__Challenge__
Leave out the pictures and copy everything else below exactly.

__Source data__
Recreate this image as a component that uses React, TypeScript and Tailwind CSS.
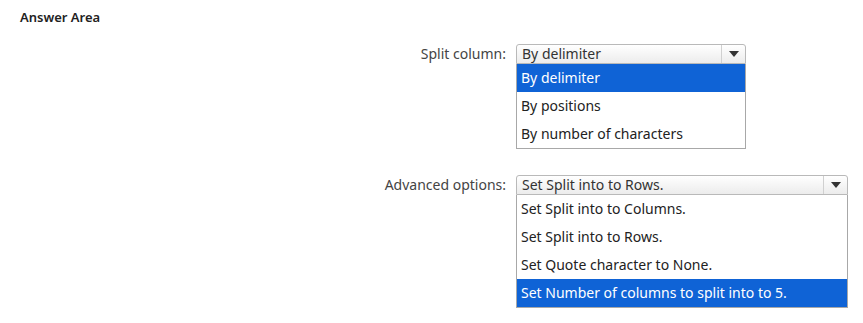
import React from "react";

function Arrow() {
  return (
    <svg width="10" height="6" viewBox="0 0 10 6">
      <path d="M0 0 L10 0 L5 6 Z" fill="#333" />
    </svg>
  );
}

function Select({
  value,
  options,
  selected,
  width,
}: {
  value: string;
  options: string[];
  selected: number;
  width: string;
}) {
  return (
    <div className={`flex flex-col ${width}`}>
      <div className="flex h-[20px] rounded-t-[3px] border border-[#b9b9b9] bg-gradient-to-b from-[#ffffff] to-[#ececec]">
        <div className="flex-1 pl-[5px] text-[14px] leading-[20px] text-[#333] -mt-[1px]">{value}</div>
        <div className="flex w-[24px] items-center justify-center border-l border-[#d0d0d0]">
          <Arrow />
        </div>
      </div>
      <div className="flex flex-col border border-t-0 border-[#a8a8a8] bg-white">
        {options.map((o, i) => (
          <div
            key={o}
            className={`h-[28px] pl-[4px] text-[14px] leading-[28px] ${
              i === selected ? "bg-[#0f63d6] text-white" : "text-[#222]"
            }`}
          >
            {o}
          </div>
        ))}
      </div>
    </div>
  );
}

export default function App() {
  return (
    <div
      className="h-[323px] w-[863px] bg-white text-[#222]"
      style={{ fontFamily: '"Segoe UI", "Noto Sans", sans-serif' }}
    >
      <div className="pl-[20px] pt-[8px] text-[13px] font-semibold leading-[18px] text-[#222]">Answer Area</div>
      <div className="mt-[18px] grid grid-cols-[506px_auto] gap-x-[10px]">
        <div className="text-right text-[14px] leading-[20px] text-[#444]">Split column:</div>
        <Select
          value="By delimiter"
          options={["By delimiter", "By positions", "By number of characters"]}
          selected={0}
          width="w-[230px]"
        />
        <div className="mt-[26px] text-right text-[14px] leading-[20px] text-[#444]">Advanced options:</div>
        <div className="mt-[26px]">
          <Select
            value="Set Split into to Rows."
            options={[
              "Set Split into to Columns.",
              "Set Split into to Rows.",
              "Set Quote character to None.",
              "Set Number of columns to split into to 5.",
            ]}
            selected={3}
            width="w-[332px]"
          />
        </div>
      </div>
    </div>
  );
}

__Full solution__
Recreate this image as a component that uses React, TypeScript and Tailwind CSS.
import React from "react";

function Arrow() {
  return (
    <svg width="10" height="6" viewBox="0 0 10 6">
      <path d="M0 0 L10 0 L5 6 Z" fill="#333" />
    </svg>
  );
}

function Select({
  value,
  options,
  selected,
  width,
}: {
  value: string;
  options: string[];
  selected: number;
  width: string;
}) {
  return (
    <div className={`flex flex-col ${width}`}>
      <div className="flex h-[20px] rounded-t-[3px] border border-[#b9b9b9] bg-gradient-to-b from-[#ffffff] to-[#ececec]">
        <div className="flex-1 pl-[5px] text-[14px] leading-[20px] text-[#333] -mt-[1px]">{value}</div>
        <div className="flex w-[24px] items-center justify-center border-l border-[#d0d0d0]">
          <Arrow />
        </div>
      </div>
      <div className="flex flex-col border border-t-0 border-[#a8a8a8] bg-white">
        {options.map((o, i) => (
          <div
            key={o}
            className={`h-[28px] pl-[4px] text-[14px] leading-[28px] ${
              i === selected ? "bg-[#0f63d6] text-white" : "text-[#222]"
            }`}
          >
            {o}
          </div>
        ))}
      </div>
    </div>
  );
}

export default function App() {
  return (
    <div
      className="h-[323px] w-[863px] bg-white text-[#222]"
      style={{ fontFamily: '"Segoe UI", "Noto Sans", sans-serif' }}
    >
      <div className="pl-[20px] pt-[8px] text-[13px] font-semibold leading-[18px] text-[#222]">Answer Area</div>
      <div className="mt-[18px] grid grid-cols-[506px_auto] gap-x-[10px]">
        <div className="text-right text-[14px] leading-[20px] text-[#444]">Split column:</div>
        <Select
          value="By delimiter"
          options={["By delimiter", "By positions", "By number of characters"]}
          selected={0}
          width="w-[230px]"
        />
        <div className="mt-[26px] text-right text-[14px] leading-[20px] text-[#444]">Advanced options:</div>
        <div className="mt-[26px]">
          <Select
            value="Set Split into to Rows."
            options={[
              "Set Split into to Columns.",
              "Set Split into to Rows.",
              "Set Quote character to None.",
              "Set Number of columns to split into to 5.",
            ]}
            selected={3}
            width="w-[332px]"
          />
        </div>
      </div>
    </div>
  );
}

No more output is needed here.